Her message went beyond any isolated incident. It shaped our future decisions on how we interacted with each other at all levels - with camaraderie, and decency.

Third, she did all of this transparently. She gave a consistent message to all parties concerned, and she gave all parties the chance to say their piece.

There would be no second-guessing about what one person heard from her, as opposed to another. There was no attempt to keep things under wraps.

Not everyone is comfortable with this level of openness, especially on issues that we find sensitive and awkward. That's especially the case in a society that puts stock in "saving face".

But it's important to note that throughout the session, my boss was never rude, and never raised her voice. Her intention was not to humiliate anybody. It was for us to become a stronger team.

Detox is hard work

When you're part of a healthy and high-performing team, it feels effortless - like the stars simply aligned, and like-minded souls gathered beneath them.

Spoiler: That's not what happened.

Team building is arduous, relentless work. It is never the product of chance, and should never be left unattended. It takes planning and effort to bring teams together. It also takes a watchful eye to spot individuals who behave poorly to others, and the backbone to respond decisively to red flags.

Leaders can, and must, nip isolated incidents in the bud before they turn corrosive.

They must also make wise decisions on whom to reward and promote, since this determines who holds power over others, and sets a benchmark for what the organisation values.

Respectful and considerate behaviours at work are not about a culture war between the "boomers" and the "strawberries", or the driven and the weak. Nor is it a popularity contest. It's about doing right by the organisation, and the people in it.

Before looking up, look in a mirror

For those of us who find ourselves in a position of any authority at work, we must keep mirrors on our walls. Every leader has his or her blind spots.

If we choose to work late into the night, every night, we can't expect all of our staff to do the same.

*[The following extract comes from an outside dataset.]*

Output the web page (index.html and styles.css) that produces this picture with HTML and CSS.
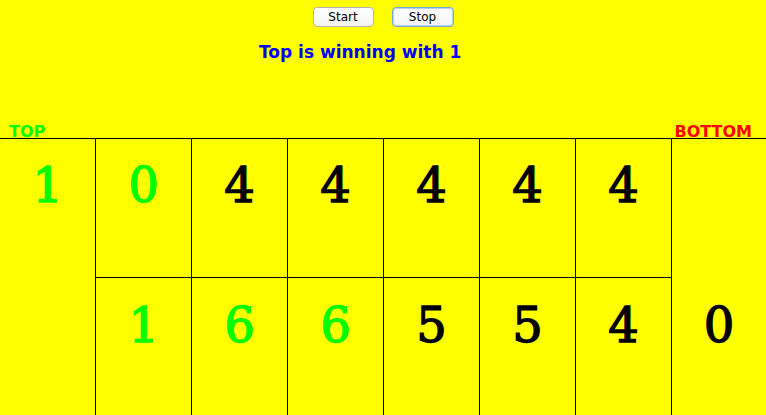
FILE: index.html
```html
<!DOCTYPE html>
<html>
<head>
<meta charset="utf-8">
<link rel="stylesheet" href="styles.css">
</head>
<body>
<div class="controls">
  <button class="btn">Start</button>
  <button class="btn btn-focus">Stop</button>
</div>
<div class="title">Top is winning with 1</div>
<div class="labels">
  <span class="label-top">TOP</span>
  <span class="label-bottom">BOTTOM</span>
</div>
<div class="board">
  <div class="store store-left green">1</div>
  <div class="pit pit-top green">0</div>
  <div class="pit pit-top">4</div>
  <div class="pit pit-top">4</div>
  <div class="pit pit-top">4</div>
  <div class="pit pit-top">4</div>
  <div class="pit pit-top">4</div>
  <div class="store store-right">0</div>
  <div class="pit pit-bottom green">1</div>
  <div class="pit pit-bottom green">6</div>
  <div class="pit pit-bottom green">6</div>
  <div class="pit pit-bottom">5</div>
  <div class="pit pit-bottom">5</div>
  <div class="pit pit-bottom">4</div>
</div>
</body>
</html>
```
FILE: styles.css
```css
html, body {
  margin: 0;
  padding: 0;
  background: #ffff00;
  width: 766px;
  height: 415px;
  overflow: hidden;
}
.controls {
  display: flex;
  justify-content: center;
  gap: 18px;
  padding-top: 7px;
  height: 20px;
}
.btn {
  width: 61px;
  height: 20px;
  margin: 0;
  padding: 0;
  box-sizing: border-box;
  font-family: "DejaVu Sans", sans-serif;
  font-size: 12px;
  line-height: 18px;
  color: #000;
  background: linear-gradient(#ffffff, #f4f4f4);
  border: 1px solid #b4b4b4;
  border-radius: 4px;
}
.btn-focus {
  width: 62px;
  border: 1px solid #7aa6d6;
  box-shadow: inset 0 0 0 1px #b4d2f2;
}
.title {
  margin-top: 15px;
  margin-left: 259px;
  font-family: "DejaVu Sans", sans-serif;
  font-weight: bold;
  font-size: 17px;
  line-height: 20px;
  color: #0000ff;
  height: 20px;
}
.labels {
  margin-top: 64px;
  height: 12px;
  display: flex;
  justify-content: space-between;
  align-items: flex-end;
  padding: 0 14px 0 9px;
  font-family: "DejaVu Sans", sans-serif;
  font-weight: bold;
  font-size: 16px;
  line-height: 12px;
}
.label-top { color: #00ff00; }
.label-bottom { color: #ff0000; }
.board {
  display: grid;
  grid-template-columns: 95px repeat(6, 96px) 95px;
  grid-template-rows: 139px 138px;
  border-top: 1px solid #000;
  font-family: "DejaVu Serif", serif;
  font-weight: normal;
  font-size: 48px;
  line-height: 56px;
  color: #000;
  text-align: center;
  -webkit-text-stroke: 1.4px currentColor;
}
.green { color: #00ff00; }
.store-left {
  grid-column: 1;
  grid-row: 1 / span 2;
  padding-top: 18px;
}
.store-right {
  grid-column: 8;
  grid-row: 1 / span 2;
  border-left: 1px solid #000;
  padding-top: 158px;
}
.pit {
  border-left: 1px solid #000;
}
.pit-top {
  grid-row: 1;
  border-bottom: 1px solid #000;
  padding-top: 18px;
}
.pit-bottom {
  grid-row: 2;
  padding-top: 19px;
}
```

If we are prone to fits of temper, we must keep our own worst impulses in check.

For those of us who aren't in leadership positions, let's not think this absolves us from responsibility.

Each of us holds power and influence over others, in myriad subtle ways. And we are all a little prone to seeing ourselves as heroes and victims, rather than part of the problem.

If we find ourselves sliding into patterns of toxicity - from constantly blaming and speaking ill of team members, or undermining them at every opportunity - then the same rules apply.

Be prompt, be explicit, be transparent. Take your grievances to the person you have a beef with; and failing that, take it to the higher-ups to propose an intervention.

If they strive to be good leaders, they will do something about it. If they don't, then the door is open - go forth, and be free.